Autant que cela peut s’établir, le ministère du général Boulanger marque l’origine des aspirations nouvelles, quand on commença de s’aviser que l’œuvre législative laissée à l’armée par l’Assemblée nationale ne pouvait plus lui suffire. Bien qu’il fût le moins apte des ministres pour en préparer les voies, il s’était créé sur ce chef remuant du département de la guerre une sorte de légende qui incarnait en lui l’idée d’offensive parfois trop chère à notre tempérament national. Et, du ministre il ne resta bientôt plus qu’un soldat factieux dont un conseil d’enquête brisa la carrière ; mais il subsista un état d’esprit auquel ses successeurs crurent nécessaire de sacrifier.

L’on débuta par s’émouvoir de notre disproportion en cavalerie, par rapport à l’armée allemande. La loi du 25 juillet 1887 décida d’élever à 91 le nombre de nos régimens jusqu’alors de 77, ce qui mettait, à deux unités près, autant de sabres des deux côtés.

Une mesure d’une autre gravité venait modifier les conditions de mobilisation de notre infanterie et préparer la voie à la création des régimens de réserve qui se greffent maintenant, en les ruinant, sur tous nos régimens actifs subdivisionnaires.

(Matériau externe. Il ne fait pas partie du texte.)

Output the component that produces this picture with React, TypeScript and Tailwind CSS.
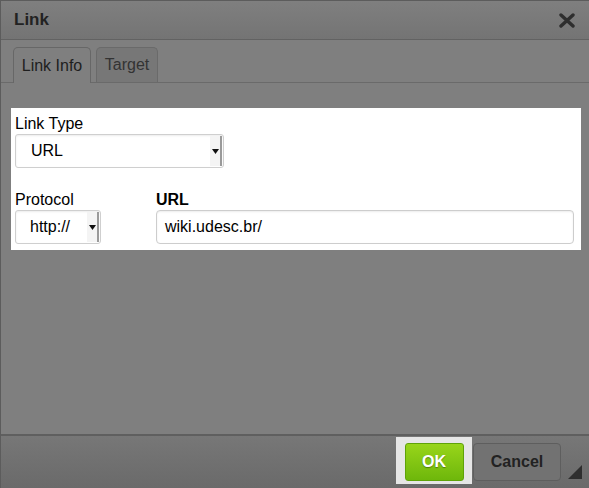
import React from "react";

function Arrow() {
  return (
    <div className="flex h-full w-[12px] items-center justify-center border-r-2 border-[#9a9a9a] bg-[#f4f4f4]">
      <svg width="7" height="5" viewBox="0 0 7 5">
        <path d="M0 0H7L3.5 5Z" fill="#111" />
      </svg>
    </div>
  );
}

export default function App() {
  return (
    <div
      className="flex h-[488px] w-[589px] flex-col border-l border-t border-[#5c5c5c] bg-[#7f7f7f]"
      style={{ fontFamily: '"Liberation Sans", Arial, sans-serif' }}
    >
      {/* title */}
      <div className="flex h-[39px] items-center justify-between border-b border-[#626262] bg-gradient-to-b from-[#7f7f7f] to-[#747474] pl-[13px] pr-[13px]">
        <span className="text-[17px] font-bold text-[#222]">Link</span>
        <svg width="16" height="15" viewBox="0 0 16 15" className="mr-[1px]">
          <path d="M2 2L14 13M14 2L2 13" stroke="#2e2e2e" strokeWidth="3.4" strokeLinecap="round" />
        </svg>
      </div>

      {/* tabs */}
      <div className="flex gap-[5px] border-b border-[#6a6a6a] px-[12px] pt-[7px]">
        <div className="-mb-px flex h-[36px] w-[78px] items-center justify-center rounded-t-[5px] border border-b-0 border-[#676767] bg-[#7f7f7f] text-[16px] text-[#1e1e1e]">
          Link Info
        </div>
        <div className="flex h-[35px] w-[62px] items-center justify-center rounded-t-[5px] border border-b-0 border-[#6a6a6a] bg-[#777] text-[16px] text-[#333]">
          Target
        </div>
      </div>

      {/* body */}
      <div className="flex-1 px-[10px] pt-[25px]">
        <div className="flex h-[142px] w-[570px] flex-col bg-white pl-[4px] pr-[7px] pt-[6px] text-black">
          <div className="text-[16px] leading-[20px]">Link Type</div>
          <div className="flex h-[34px] w-[209px] items-center justify-between rounded-[3px] border border-[#cfcfcf] bg-white pl-[15px] pr-[1px] text-[16px] shadow-[inset_0_1px_2px_rgba(0,0,0,0.08)]">
            <span>URL</span>
            <div className="h-[30px]">
              <Arrow />
            </div>
          </div>

          <div className="mt-[22px] flex gap-[55px]">
            <div className="flex flex-col">
              <div className="text-[16px] leading-[20px]">Protocol</div>
              <div className="flex h-[34px] w-[86px] items-center justify-between rounded-[3px] border border-[#cfcfcf] bg-white pl-[14px] pr-[1px] text-[16px] shadow-[inset_0_1px_2px_rgba(0,0,0,0.08)]">
                <span>http://</span>
                <div className="h-[30px]">
                  <Arrow />
                </div>
              </div>
            </div>
            <div className="flex flex-1 flex-col">
              <div className="text-[16px] font-bold leading-[20px]">URL</div>
              <div className="flex h-[34px] items-center rounded-[4px] border border-[#cdcdcd] bg-white pl-[8px] text-[16px] shadow-[inset_0_1px_2px_rgba(0,0,0,0.08)]">
                wiki.udesc.br/
              </div>
            </div>
          </div>
        </div>
      </div>

      {/* footer */}
      <div className="relative flex h-[54px] items-start justify-end border-t-2 border-[#5f5f5f] bg-gradient-to-b from-[#777] to-[#6a6a6a] pr-[28px] pt-[1px]">
        <div className="flex h-[47px] w-[76px] items-start justify-center bg-[#e6e6e6] pt-[6px]">
          <div className="flex h-[38px] w-[59px] items-center justify-center rounded-[3px] border border-[#5fa308] bg-gradient-to-b from-[#98d51a] to-[#6eb70b] text-[16px] font-bold text-white [text-shadow:0_1px_1px_rgba(0,0,0,0.35)]">
            OK
          </div>
        </div>
        <div className="ml-[1px] mt-[6px] flex h-[38px] w-[88px] items-center justify-center rounded-[4px] border border-[#5e5e5e] bg-[#727272] text-[16px] font-bold text-[#222]">
          Cancel
        </div>
        <svg width="14" height="14" viewBox="0 0 14 14" className="absolute bottom-[9px] right-[7px]">
          <path d="M14 0V14H0Z" fill="#2f2f2f" />
        </svg>
      </div>
    </div>
  );
}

En dotant nos régimens d’infanterie de quatre bataillons et de deux compagnies de dépôt, la loi des cadres de 1875 pourvoyait, avec les quatrièmes bataillons, aux garnisons des places fortes, ainsi qu’à la composition de nos formations de seconde ligne. Elle affirmait aussi, comme on l’avait fait depuis Napoléon, la permanence de l’institution du dépôt, cette base nourricière de toute troupe en campagne. En 1887, en vue de remédier à la pauvreté de nos effectifs de paix, trop faibles pour correspondre aux nécessités de l’instruction, l’on revint sur cette organisation. Les quatrièmes bataillons furent supprimés dans les régimens subdivisionnaires, pour servir à former des régimens régionaux, destinés à nos camps retranchés et maintenus en tout temps à leur poste de combat. Cette mesure sauvegardait la défense de nos places ; mais elle ruinait l’économie de nos formations de seconde ligne, dont une partie des quatrièmes bataillons constituait le noyau sérieux. C’est pourquoi, afin de n’en pas perdre entièrement le bénéfice, se vit-on engagé à recourir aux cadres complémentaires, attribués à chaque régiment subdivisionnaire, pour encadrer, lors de la mobilisation, les réservistes du bataillon dissous.